A person with ASD might:

  • Not respond to their name by 12 months of age
  • Not point at objects to show interest (point at an airplane flying over) by 14 months
  • Not play “pretend” games (pretend to “feed” a doll) by 18 months
  • Avoid eye contact and want to be alone
  • Have trouble understanding other people’s feelings or talking about their own feelings
  • Have delayed speech and language skills
  • Repeat words or phrases over and over (echolalia)
  • Give unrelated answers to questions
  • Get upset by minor changes
  • Have obsessive interests
  • Flap their hands, rock their body, or spin in circles
  • Have unusual reactions to the way things sound, smell, taste, look, or feel

Individuals with autism usually exhibit at least half of the traits listed below. These symptoms can range from mild to severe and vary in intensity from symptom to symptom. In addition, the behavior usually occurs across many different situations and is consistently inappropriate for their age.

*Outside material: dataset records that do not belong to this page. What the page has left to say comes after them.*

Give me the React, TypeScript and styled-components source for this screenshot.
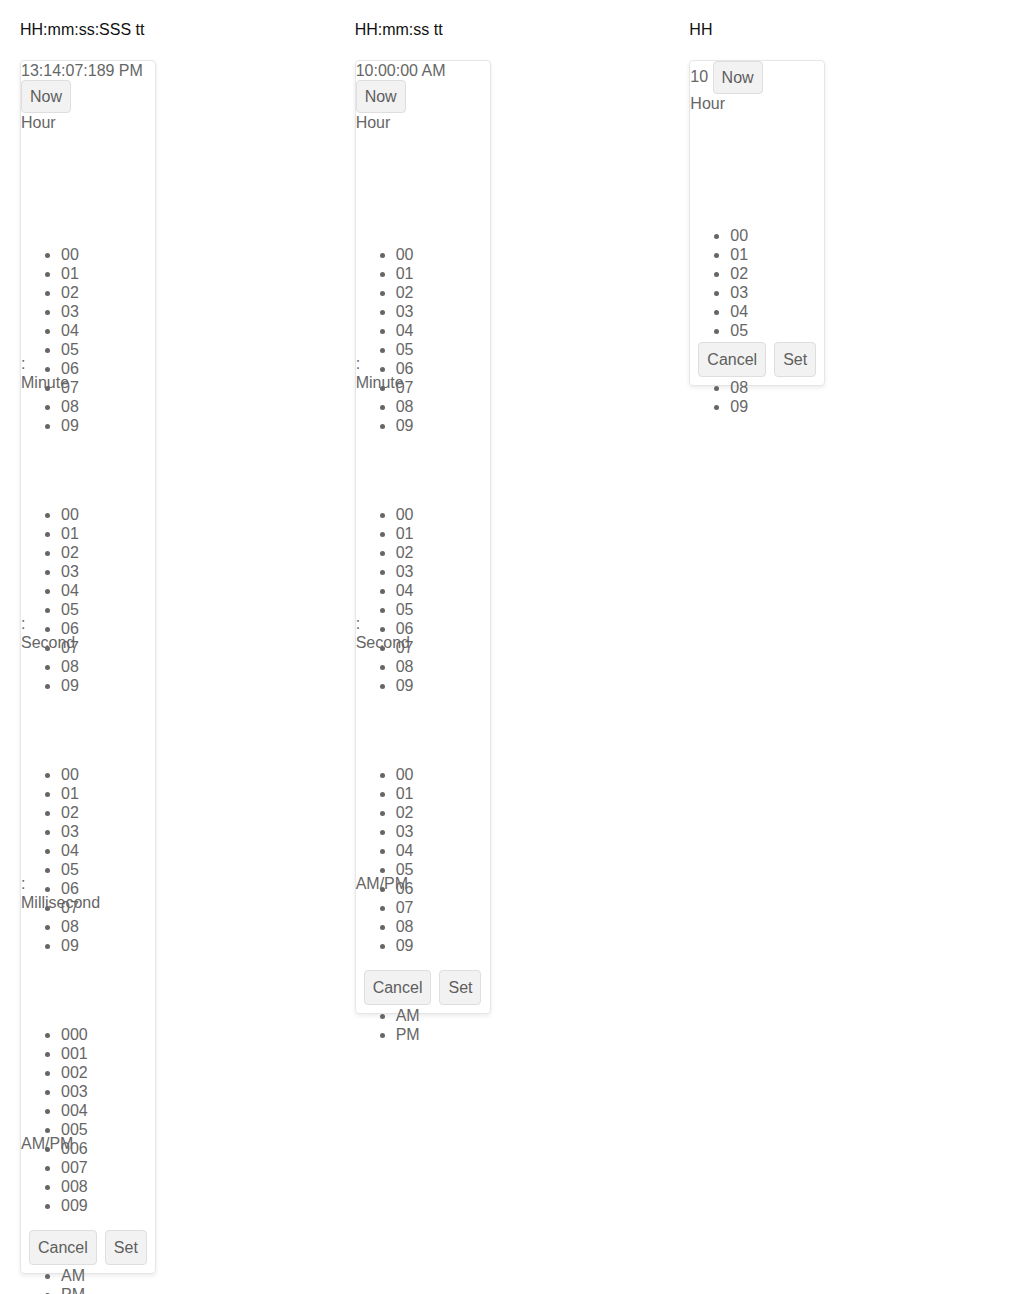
import React from "react";
import styled, { createGlobalStyle } from "styled-components";

const Global = createGlobalStyle`
  html, body { margin: 0; padding: 0; background: #fff; }
  body { font-family: "Liberation Sans", Arial, sans-serif; font-size: 16px; }
`;

const Page = styled.div`
  display: grid;
  grid-template-columns: repeat(3, 1fr);
  column-gap: 20px;
  padding: 20px;
  align-items: start;
`;

const Column = styled.div`
  display: flex;
  flex-direction: column;
  align-items: flex-start;
`;

const Title = styled.div`
  color: #111;
  line-height: 19px;
  margin-bottom: 21px;
`;

const Panel = styled.div`
  width: 134px;
  border: 1px solid #e6e6e6;
  border-radius: 4px;
  box-shadow: 0 2px 4px rgba(0, 0, 0, 0.08);
  color: #666;
  line-height: 19px;
`;

const Header = styled.div`
  line-height: 19px;
`;

const Btn = styled.button<{ $tall?: boolean }>`
  font-family: "Liberation Sans", Arial, sans-serif;
  font-size: 16px;
  line-height: 19px;
  color: #5e5e5e;
  background: #f2f2f2;
  border: 1px solid #dedede;
  border-radius: 4px;
  padding: ${(p) => (p.$tall ? "7px 8px" : "6px 8px")};
  margin: 0;
  vertical-align: middle;
`;

const Label = styled.div`
  line-height: 19px;
`;

const Sep = styled.div`
  line-height: 19px;
`;

const Box = styled.div`
  overflow: visible;
`;

const List = styled.ul`
  margin: 16px 0;
  padding-left: 40px;
  line-height: 19px;
  transform: translateY(97px);
  list-style: disc;
`;

const Footer = styled.div`
  position: relative;
  z-index: 1;
  display: flex;
  gap: 8px;
  padding: 7px 8px 8px;
`;

const pad = (n: number, w: number) => String(n).padStart(w, "0");

type Part = { label: string; items: string[] };

const hours: Part = { label: "Hour", items: Array.from({ length: 10 }, (_, i) => pad(i, 2)) };
const minutes: Part = { label: "Minute", items: Array.from({ length: 10 }, (_, i) => pad(i, 2)) };
const seconds: Part = { label: "Second", items: Array.from({ length: 10 }, (_, i) => pad(i, 2)) };
const millis: Part = { label: "Millisecond", items: Array.from({ length: 10 }, (_, i) => pad(i, 3)) };
const ampm: Part = { label: "AM/PM", items: ["AM", "PM"] };

type Picker = {
  title: string;
  value: string;
  inline: boolean;
  parts: Part[];
  tt: boolean;
};

const pickers: Picker[] = [
  { title: "HH:mm:ss:SSS tt", value: "13:14:07:189 PM", inline: false, parts: [hours, minutes, seconds, millis], tt: true },
  { title: "HH:mm:ss tt", value: "10:00:00 AM", inline: false, parts: [hours, minutes, seconds], tt: true },
  { title: "HH", value: "10", inline: true, parts: [hours], tt: false },
];

function PartBlock({ part }: { part: Part }) {
  return (
    <>
      <Label>{part.label}</Label>
      <Box>
        <List>
          {part.items.map((it) => (
            <li key={it}>{it}</li>
          ))}
        </List>
      </Box>
    </>
  );
}

export default function App() {
  return (
    <>
      <Global />
      <Page>
        {pickers.map((p) => (
          <Column key={p.title}>
            <Title>{p.title}</Title>
            <Panel>
              <Header>
                {p.value}
                {p.inline ? " " : <br />}
                <Btn>Now</Btn>
              </Header>
              {p.parts.map((part, i) => (
                <React.Fragment key={part.label}>
                  {i > 0 && <Sep>:</Sep>}
                  <PartBlock part={part} />
                </React.Fragment>
              ))}
              {p.tt && <PartBlock part={ampm} />}
              <Footer>
                <Btn $tall>Cancel</Btn>
                <Btn $tall>Set</Btn>
              </Footer>
            </Panel>
          </Column>
        ))}
      </Page>
    </>
  );
}
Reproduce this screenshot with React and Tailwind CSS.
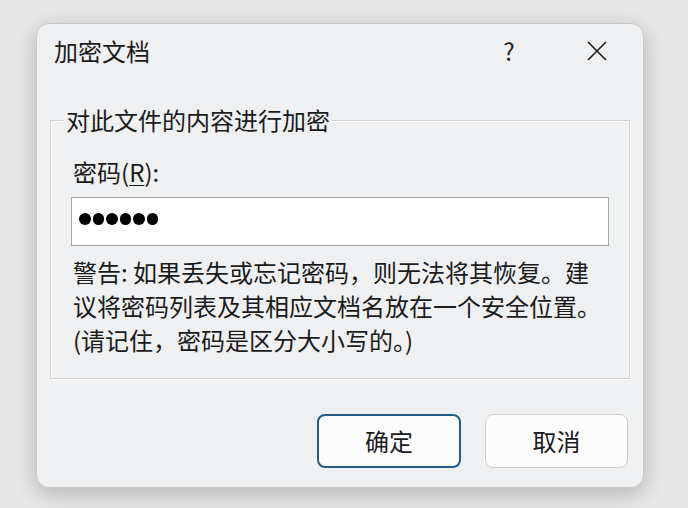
import React from "react";

const font = { fontFamily: '"Noto Sans CJK SC", "Noto Sans", sans-serif' };

export default function App() {
  return (
    <div
      className="w-[688px] h-[508px] bg-[#e7e7e7] pt-[23px] pl-[36px] overflow-hidden text-[#1b1b1b]"
      style={font}
    >
      <div className="w-[608px] h-[465px] rounded-[13px] border border-[#c9c9c9] bg-[#eff0f1] shadow-[0_6px_22px_rgba(0,0,0,0.22)] flex flex-col">
        {/* title bar */}
        <div className="h-[54px] flex items-center pl-[17px] shrink-0">
          <div className="text-[24px] leading-none">加密文档</div>
          <div className="flex-1" />
          <div className="text-[24px] leading-none w-[30px] text-center mr-[62px]">?</div>
          <svg width="22" height="22" viewBox="0 0 22 22" className="mr-[35px]">
            <path d="M2 2 L20 20 M20 2 L2 20" stroke="#1b1b1b" strokeWidth="1.6" fill="none" />
          </svg>
        </div>
        {/* group box */}
        <fieldset className="mx-[13px] border border-[#d4d4d4] shadow-[inset_1px_1px_0_#fbfbfb,1px_1px_0_#fbfbfb] px-[20px] pt-[23px] pb-[21px] mt-[30px]">
          <legend className="ml-[-7px] px-[2px] text-[24px] leading-[24px]">对此文件的内容进行加密</legend>
          <div className="text-[24px] leading-[34px] ml-[2px]">
            密码(<span className="underline underline-offset-[3px] decoration-[1px]">R</span>):
          </div>
          <div className="mt-[8px] h-[49px] bg-white border border-[#a3a3a3] flex items-center pl-[7px] gap-[2px]">
            {[0, 1, 2, 3, 4, 5].map((i) => (
              <div key={i} className="w-[11.5px] h-[11.5px] rounded-full bg-black mt-[-5px]" />
            ))}
          </div>
          <div className="mt-[9px] ml-[2px] text-[24px] leading-[34px] whitespace-nowrap">
            <div>警告: 如果丢失或忘记密码，则无法将其恢复。建</div>
            <div>议将密码列表及其相应文档名放在一个安全位置。</div>
            <div>(请记住，密码是区分大小写的。)</div>
          </div>
        </fieldset>
        {/* buttons */}
        <div className="flex justify-end gap-[24px] pr-[15px] mt-[35px]">
          <button className="w-[144px] h-[54px] rounded-[8px] border-2 border-[#245c88] bg-[#fcfcfd] text-[24px] leading-none text-[#1b1b1b]">
            确定
          </button>
          <button className="w-[143px] h-[54px] rounded-[8px] border border-[#cdcdcd] bg-[#fcfcfd] text-[24px] leading-none text-[#1b1b1b]">
            取消
          </button>
        </div>
      </div>
    </div>
  );
}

  • Difficulty in mixing with other children
  • Inappropriate laughing and giggling
  • Little or no eye contact
  • Apparent insensitivity to pain
  • Prefers to be alone; aloof manner
  • Spins objects
  • Inappropriate attachment to objects
  • Noticeable physical over-activity or extreme under-activity
  • Unresponsive to normal teaching methods
  • Insistence on sameness; resists changes in routine
  • No real fear of dangers
  • Sustained odd play
  • Echolalia (repeating words or phrases in place of normal language)
  • May not want cuddling or act cuddly
  • Not responsive to verbal cues; acts as deaf
  • Difficulty in expressing needs; uses gestures or pointing instead of words
  • Tantrums – displays extreme distress for no apparent reason
  • Uneven gross/fine motor skills (May not want to kick ball but can stack blocks)

Adapted from the original by Professor Rendle-Short, Brisbane Children’s Hospital, University of Queensland, Australia.